LAS culturas económicas mesoamericanas –indígenas, hispánicas y mestizas–, se han caracterizado siempre, hasta el sol de hoy, por la predominancia del cultivo del maíz y de las extensas derivaciones culinarias de esta importante gramínea, que ahora mismo exhibe alcances universales, en tanto que el maíz se cultiva en diversas partes del mundo, ya sea como alimento humano o como forraje para los animales. Para alcanzar niveles de popularidad mundial, el maíz, tal como lo conocemos, ha llevado un largo recorrido histórico desde el momento en que los indios sedentarios de la parte central de México (tal es el consenso científico), ensayaron mil maneras, o injertos, hasta encontrar o elaborar la hermosa mazorca con granos, olotes y tusas que, en sus diversas variedades y colores (incluyendo las regiones andinas), hoy conocemos y disfrutamos. En el caso de Honduras los mayas de Copán, y los lencas de la zona centro-occidental, fueron devotos del cultivo del maíz y de sus derivados, desde tiempos inmemoriales.
Por eso resulta contraproducente que algunos esnobistas económicos pretendan quitar y desenraizar la cultura del maíz del alma de nuestros campesinos hondureños, diseminados por toda la rosa geográfica nacional, en tanto que son los que auxilian el abastecimiento de la canasta básica semanal. Es más, según algunos historiadores autorizados, los mismos estadounidenses fueron una cultura maicera durante todo el periodo colonial británico, con enormes cultivos subvencionados en la actualidad, bajo la consideración que del maíz también se extrae etanol, un ingrediente energético para diversas industrias. También se cultiva en gran escala en China Continental, Brasil, Unión Europea, Ucrania y Argentina.

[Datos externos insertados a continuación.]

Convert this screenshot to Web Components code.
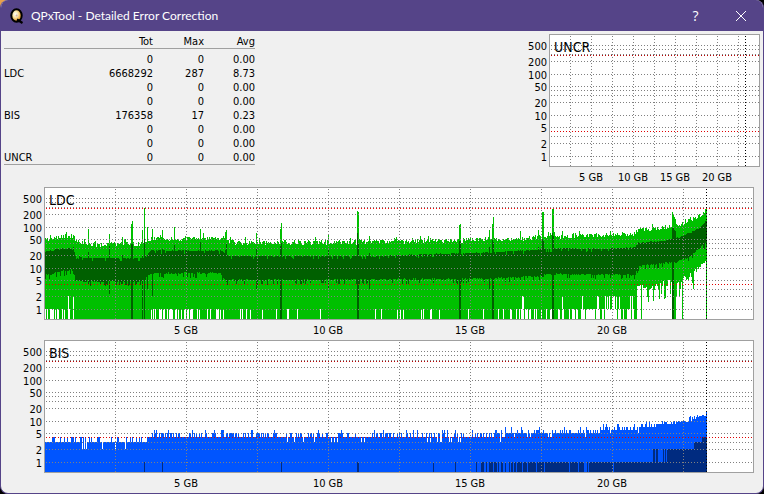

De tal modo que es una completa tontería continuar despreciando el maíz, que se produce en mayores proporciones que el trigo.
Una estrategia correcta sería la de ayudar a los campeños, sean grandes, medianos o pequeños, a cultivar exitosamente el maíz, con su conservación y su respectiva distribución, a la par de otros productos agroindustriales ya típicos en el trópico, como el frijol, el arroz, el plátano, el aguacate, la yuca, la patata, el melón, el jengibre, la piña, la caña de azúcar y el café, a fin de que además de surtir la indispensable canasta básica popular, tengamos capacidad de exportar los posibles excedentes hacia otras regiones del mundo, bajo la premisa –mitad real y mitad utópica–, que Honduras fue, durante la década del sesenta del siglo pasado, “el granero de América Central”, sobre todo el departamento de Olancho y sus zonas circunvecinas. En último caso hay evidencias documentales que Honduras fue, en todo el Caribe, el más importante exportador de carne salada, de cueros y de ganado en pie, durante la segunda mitad del siglo diecinueve.
Dentro del grupo de las leguminosas el frijol –también de origen mesoamericano según las últimas investigaciones genéticas–, se trata de un grano que es parte de la dieta básica indispensable del hondureño y de muchos otros pueblos del continente americano y del mundo entero, alimento que también se ha universalizado, para bienestar de los pueblos predominantemente pobres, ya que más de ciento cincuenta países lo producen. Sin embargo, es otro grano de la tierra que a veces recibe el desprecio de los tecnócratas. Con el agravante que en Honduras, siendo un país tradicionalmente maicero y frijolero, ha tenido que importarlo, por lo menos una vez, desde el Cuerno de África, por aquellas carestías en los meses de junio y julio. En consecuencia, la agricultura catracha debe modernizarse. Debe convertirse en un quehacer científico, mediante un bagaje de conocimientos básicos que sean transferibles a los humildes campesinos y campeños que incluso producen esos granos en las laderas y montañas.